The task :: Give the listing again exactly, omitting its images.

☆ ☆ ☆ ☆ ☆

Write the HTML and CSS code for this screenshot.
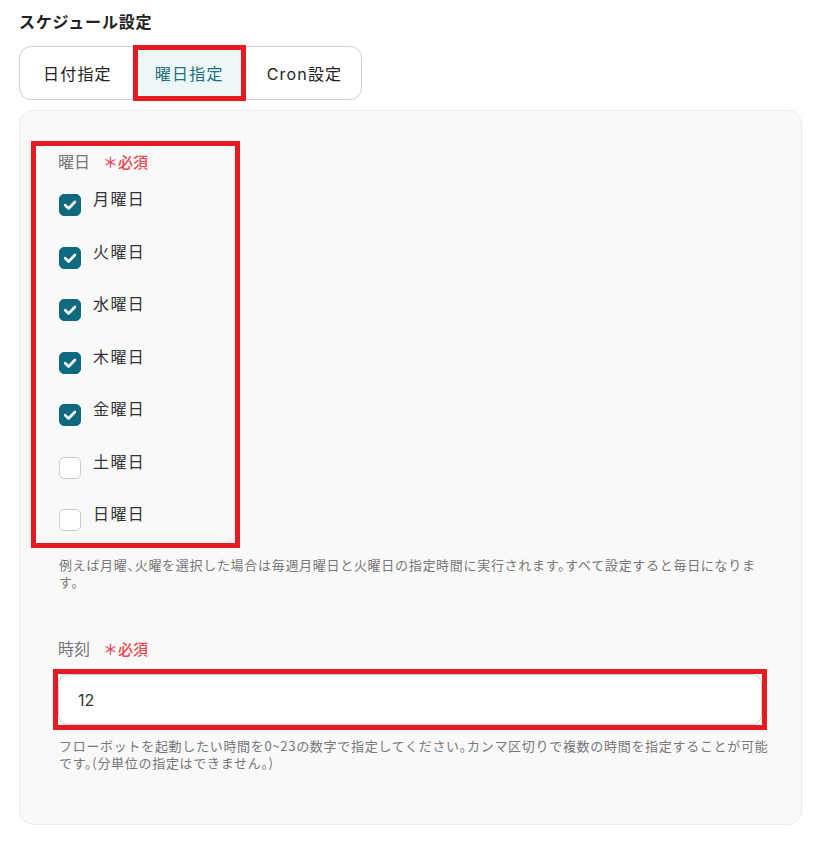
FILE: index.html
```html
<!DOCTYPE html>
<html lang="ja">
<head>
<meta charset="utf-8">
<title>スケジュール設定</title>
<link rel="stylesheet" href="styles.css">
</head>
<body>
<div class="page">
  <h2 class="title">スケジュール設定</h2>
  <div class="tabs">
    <div class="tab">日付指定</div>
    <div class="tab tab-active">曜日指定</div>
    <div class="tab">Cron設定</div>
  </div>
  <div class="panel">
    <div class="mark mark-days">
      <div class="label">曜日<span class="req">＊必須</span></div>
      <div class="days">
        <label class="day"><span class="cb cb-on"><svg viewBox="0 0 22 22" width="22" height="22"><path d="M6.2 11.2 L9.6 14.5 L15.9 8" fill="none" stroke="#fff" stroke-width="2.6" stroke-linecap="round" stroke-linejoin="round"/></svg></span><span class="day-text">月曜日</span></label>
        <label class="day"><span class="cb cb-on"><svg viewBox="0 0 22 22" width="22" height="22"><path d="M6.2 11.2 L9.6 14.5 L15.9 8" fill="none" stroke="#fff" stroke-width="2.6" stroke-linecap="round" stroke-linejoin="round"/></svg></span><span class="day-text">火曜日</span></label>
        <label class="day"><span class="cb cb-on"><svg viewBox="0 0 22 22" width="22" height="22"><path d="M6.2 11.2 L9.6 14.5 L15.9 8" fill="none" stroke="#fff" stroke-width="2.6" stroke-linecap="round" stroke-linejoin="round"/></svg></span><span class="day-text">水曜日</span></label>
        <label class="day"><span class="cb cb-on"><svg viewBox="0 0 22 22" width="22" height="22"><path d="M6.2 11.2 L9.6 14.5 L15.9 8" fill="none" stroke="#fff" stroke-width="2.6" stroke-linecap="round" stroke-linejoin="round"/></svg></span><span class="day-text">木曜日</span></label>
        <label class="day"><span class="cb cb-on"><svg viewBox="0 0 22 22" width="22" height="22"><path d="M6.2 11.2 L9.6 14.5 L15.9 8" fill="none" stroke="#fff" stroke-width="2.6" stroke-linecap="round" stroke-linejoin="round"/></svg></span><span class="day-text">金曜日</span></label>
        <label class="day"><span class="cb"></span><span class="day-text">土曜日</span></label>
        <label class="day"><span class="cb"></span><span class="day-text">日曜日</span></label>
      </div>
    </div>
    <p class="help help-days">例えば月曜、火曜を選択した場合は毎週月曜日と火曜日の指定時間に実行されます。すべて設定すると毎日になります。</p>

    <div class="label label-time">時刻<span class="req">＊必須</span></div>
    <div class="mark mark-input">
      <div class="input">12</div>
    </div>
    <p class="help">フローボットを起動したい時間を0~23の数字で指定してください。カンマ区切りで複数の時間を指定することが可能です。(分単位の指定はできません。)</p>
  </div>
</div>
</body>
</html>
```

FILE: styles.css
```css
* { box-sizing: border-box; }
html, body { margin: 0; padding: 0; background: #ffffff; }
body {
  font-family: Inter, "Noto Sans CJK JP", "Noto Sans", sans-serif;
  color: #2b2b2b;
}
.page {
  width: 826px;
  padding: 12px 24px 0 19px;
}
.title {
  margin: 0;
  font-size: 16px;
  line-height: 20px;
  font-weight: 600;
  letter-spacing: 0.8px;
  color: #222;
}
.tabs {
  margin-top: 14px;
  display: inline-flex;
  gap: 9px;
  padding: 3px 2px 3px 6px;
  border: 1px solid #cfcfcf;
  border-radius: 12px;
  background: #fff;
}
.tab {
  height: 46px;
  padding: 0 17px;
  display: flex;
  align-items: center;
  font-size: 16px;
  letter-spacing: 1.2px;
  color: #222;
  border-radius: 8px;
}
.tab-active {
  background: #eef7f7;
  color: #1d6e80;
  outline: 5px solid #e41c22;
  outline-offset: 0;
  border-radius: 0;
}
.panel {
  margin-top: 10px;
  width: 783px;
  background: #f9f9f9;
  border: 1px solid #ececec;
  border-radius: 14px;
  padding: 30px 38px 53px 38px;
}
.mark {
  border: 5px solid #e41c22;
}
.mark-days {
  width: 209px;
  margin-left: -27px;
  padding: 6px 0 17px 22px;
}
.label {
  font-size: 16px;
  line-height: 20px;
  color: #737373;
  display: flex;
  align-items: baseline;
}
.req {
  margin-left: 13px;
  font-size: 15px;
  font-weight: 500;
  color: #ea4750;
}
.days {
  margin-top: 14px;
  display: flex;
  flex-direction: column;
  gap: 28.5px;
}
.day {
  display: flex;
  align-items: flex-start;
  height: 24px;
}
.cb {
  width: 22px;
  height: 22px;
  margin-top: 7px;
  margin-left: 1px;
  border-radius: 5px;
  border: 1px solid #cccccc;
  background: #fff;
  display: block;
  flex: none;
}
.cb-on {
  background: #0f6a80;
  border-color: #0f6a80;
}
.cb-on svg { display: block; margin: -1px; }
.day-text {
  margin-left: 12px;
  font-size: 16px;
  line-height: 24px;
  letter-spacing: 1.4px;
  color: #333;
}
.help {
  margin: 8px -7px 0 1px;
  font-family: "Noto Sans CJK JP", "Noto Sans", sans-serif;
  font-size: 13px;
  line-height: 16.5px;
  letter-spacing: 0.7px;
  font-feature-settings: "halt";
  color: #777;
}
.help-days { margin-top: 9px; }
.label-time {
  margin-top: 49px;
}
.mark-input {
  margin: 9px -4px 0 -5px;
}
.input {
  height: 51px;
  background: #fff;
  border: 1px solid #cccccc;
  border-radius: 10px;
  padding: 0 19px;
  display: flex;
  align-items: center;
  font-size: 16px;
  color: #333;
}
```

☆ ☆ ☆ ☆ ☆

Output of the exercise ::
Write the HTML and CSS code for this screenshot.
FILE: index.html
```html
<!DOCTYPE html>
<html lang="ja">
<head>
<meta charset="utf-8">
<title>スケジュール設定</title>
<link rel="stylesheet" href="styles.css">
</head>
<body>
<div class="page">
  <h2 class="title">スケジュール設定</h2>
  <div class="tabs">
    <div class="tab">日付指定</div>
    <div class="tab tab-active">曜日指定</div>
    <div class="tab">Cron設定</div>
  </div>
  <div class="panel">
    <div class="mark mark-days">
      <div class="label">曜日<span class="req">＊必須</span></div>
      <div class="days">
        <label class="day"><span class="cb cb-on"><svg viewBox="0 0 22 22" width="22" height="22"><path d="M6.2 11.2 L9.6 14.5 L15.9 8" fill="none" stroke="#fff" stroke-width="2.6" stroke-linecap="round" stroke-linejoin="round"/></svg></span><span class="day-text">月曜日</span></label>
        <label class="day"><span class="cb cb-on"><svg viewBox="0 0 22 22" width="22" height="22"><path d="M6.2 11.2 L9.6 14.5 L15.9 8" fill="none" stroke="#fff" stroke-width="2.6" stroke-linecap="round" stroke-linejoin="round"/></svg></span><span class="day-text">火曜日</span></label>
        <label class="day"><span class="cb cb-on"><svg viewBox="0 0 22 22" width="22" height="22"><path d="M6.2 11.2 L9.6 14.5 L15.9 8" fill="none" stroke="#fff" stroke-width="2.6" stroke-linecap="round" stroke-linejoin="round"/></svg></span><span class="day-text">水曜日</span></label>
        <label class="day"><span class="cb cb-on"><svg viewBox="0 0 22 22" width="22" height="22"><path d="M6.2 11.2 L9.6 14.5 L15.9 8" fill="none" stroke="#fff" stroke-width="2.6" stroke-linecap="round" stroke-linejoin="round"/></svg></span><span class="day-text">木曜日</span></label>
        <label class="day"><span class="cb cb-on"><svg viewBox="0 0 22 22" width="22" height="22"><path d="M6.2 11.2 L9.6 14.5 L15.9 8" fill="none" stroke="#fff" stroke-width="2.6" stroke-linecap="round" stroke-linejoin="round"/></svg></span><span class="day-text">金曜日</span></label>
        <label class="day"><span class="cb"></span><span class="day-text">土曜日</span></label>
        <label class="day"><span class="cb"></span><span class="day-text">日曜日</span></label>
      </div>
    </div>
    <p class="help help-days">例えば月曜、火曜を選択した場合は毎週月曜日と火曜日の指定時間に実行されます。すべて設定すると毎日になります。</p>

    <div class="label label-time">時刻<span class="req">＊必須</span></div>
    <div class="mark mark-input">
      <div class="input">12</div>
    </div>
    <p class="help">フローボットを起動したい時間を0~23の数字で指定してください。カンマ区切りで複数の時間を指定することが可能です。(分単位の指定はできません。)</p>
  </div>
</div>
</body>
</html>
```

FILE: styles.css
```css
* { box-sizing: border-box; }
html, body { margin: 0; padding: 0; background: #ffffff; }
body {
  font-family: Inter, "Noto Sans CJK JP", "Noto Sans", sans-serif;
  color: #2b2b2b;
}
.page {
  width: 826px;
  padding: 12px 24px 0 19px;
}
.title {
  margin: 0;
  font-size: 16px;
  line-height: 20px;
  font-weight: 600;
  letter-spacing: 0.8px;
  color: #222;
}
.tabs {
  margin-top: 14px;
  display: inline-flex;
  gap: 9px;
  padding: 3px 2px 3px 6px;
  border: 1px solid #cfcfcf;
  border-radius: 12px;
  background: #fff;
}
.tab {
  height: 46px;
  padding: 0 17px;
  display: flex;
  align-items: center;
  font-size: 16px;
  letter-spacing: 1.2px;
  color: #222;
  border-radius: 8px;
}
.tab-active {
  background: #eef7f7;
  color: #1d6e80;
  outline: 5px solid #e41c22;
  outline-offset: 0;
  border-radius: 0;
}
.panel {
  margin-top: 10px;
  width: 783px;
  background: #f9f9f9;
  border: 1px solid #ececec;
  border-radius: 14px;
  padding: 30px 38px 53px 38px;
}
.mark {
  border: 5px solid #e41c22;
}
.mark-days {
  width: 209px;
  margin-left: -27px;
  padding: 6px 0 17px 22px;
}
.label {
  font-size: 16px;
  line-height: 20px;
  color: #737373;
  display: flex;
  align-items: baseline;
}
.req {
  margin-left: 13px;
  font-size: 15px;
  font-weight: 500;
  color: #ea4750;
}
.days {
  margin-top: 14px;
  display: flex;
  flex-direction: column;
  gap: 28.5px;
}
.day {
  display: flex;
  align-items: flex-start;
  height: 24px;
}
.cb {
  width: 22px;
  height: 22px;
  margin-top: 7px;
  margin-left: 1px;
  border-radius: 5px;
  border: 1px solid #cccccc;
  background: #fff;
  display: block;
  flex: none;
}
.cb-on {
  background: #0f6a80;
  border-color: #0f6a80;
}
.cb-on svg { display: block; margin: -1px; }
.day-text {
  margin-left: 12px;
  font-size: 16px;
  line-height: 24px;
  letter-spacing: 1.4px;
  color: #333;
}
.help {
  margin: 8px -7px 0 1px;
  font-family: "Noto Sans CJK JP", "Noto Sans", sans-serif;
  font-size: 13px;
  line-height: 16.5px;
  letter-spacing: 0.7px;
  font-feature-settings: "halt";
  color: #777;
}
.help-days { margin-top: 9px; }
.label-time {
  margin-top: 49px;
}
.mark-input {
  margin: 9px -4px 0 -5px;
}
.input {
  height: 51px;
  background: #fff;
  border: 1px solid #cccccc;
  border-radius: 10px;
  padding: 0 19px;
  display: flex;
  align-items: center;
  font-size: 16px;
  color: #333;
}
```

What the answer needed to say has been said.